1.1. The scientific process

The experimental methodology in linguistics is part of a scientific approach for studying language. It aims to observe language facts from an objective and quantitative point of view. The general idea behind this approach is that it is impossible to rely on one’s own intuitions in order to understand the world. Quite the contrary, it is necessary to observe objective data reflecting reality. For example, by simply observing the world around us, and relying solely on our own intuition, we might believe that the Earth is flat. This is why the scientific approach, used in fields such as psychology or physics, is based on specific principles and stages, instead of relying on the intuition of scientists.
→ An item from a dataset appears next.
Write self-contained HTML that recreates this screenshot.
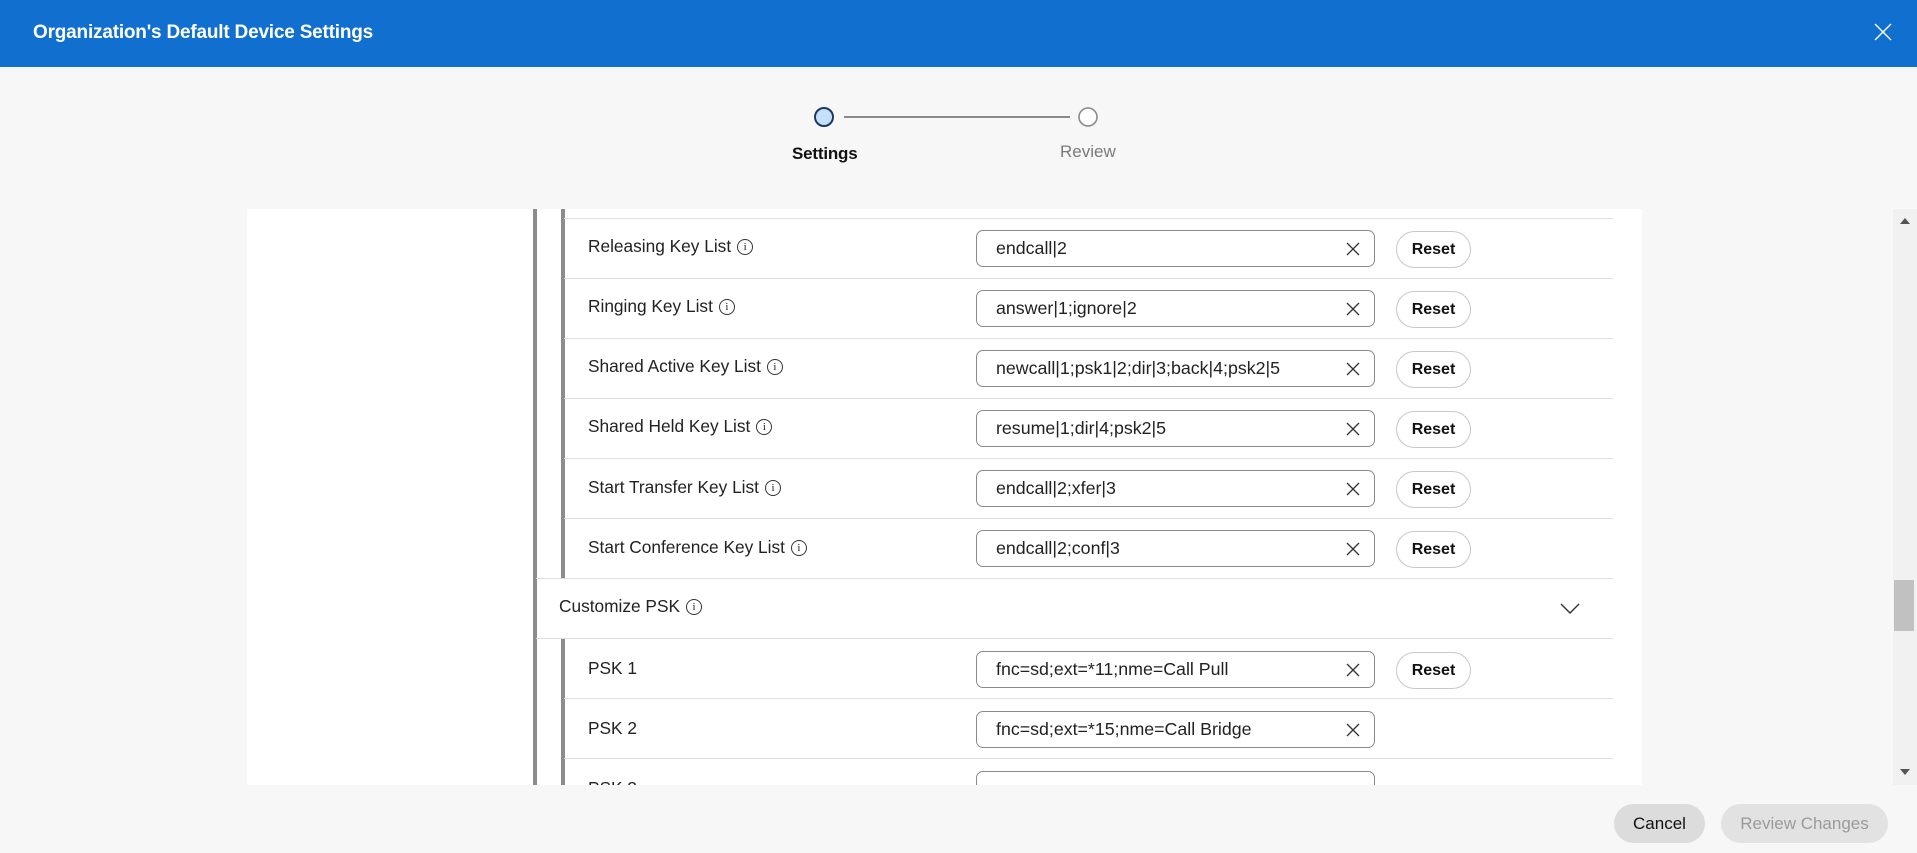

Let us briefly go through these stages:

The first stage in the scientific process involves the observation of concrete phenomena and the subsequent generalization of observations, in order to build a scientific fact: a fact which does not depend on a specific place, time, object or person. At this first stage, it is also possible to trace certain regularities concerning the emergence of a phenomenon, and to try to define the conditions in which such phenomenon generally appears. So, let us illustrate this process by reviewing the stages involved in the discovery of gravitation. This finding is usually attributed to Isaac Newton, who is said to have had a revelation after seeing several apples fall from a tree. As he watched the apples fall, Newton wondered why the apples always fell in a perpendicular direction from the apple tree to the ground, never to the side or upwards.

During the second stage, all of the scientific facts concerning the same phenomenon may prompt the development of a law or theory aimed at explaining such facts. A theory synthesizes knowledge about a phenomenon at a given moment and is therefore provisional, insofar as it can evolve according to new knowledge. We should make it clear that the notion of theory in science is rather distant from the meaning of the word theory as we use it in everyday language. While this word can be used to refer to personal ideas or reasoning mechanisms, its use in the scientific field only applies to coherent and well-established principles or explanations. Going back to our example, in Newton’s time, two models coexisted for describing the movement of bodies: one followed Galileo’s law and was devoted to terrestrial bodies, whereas the other was oriented by Kepler’s law and made reference to celestial bodies. On the basis of this knowledge and his own observations, Newton suggested the existence of a force which made objects attract one another and which could explain the movements of both celestial and terrestrial bodies.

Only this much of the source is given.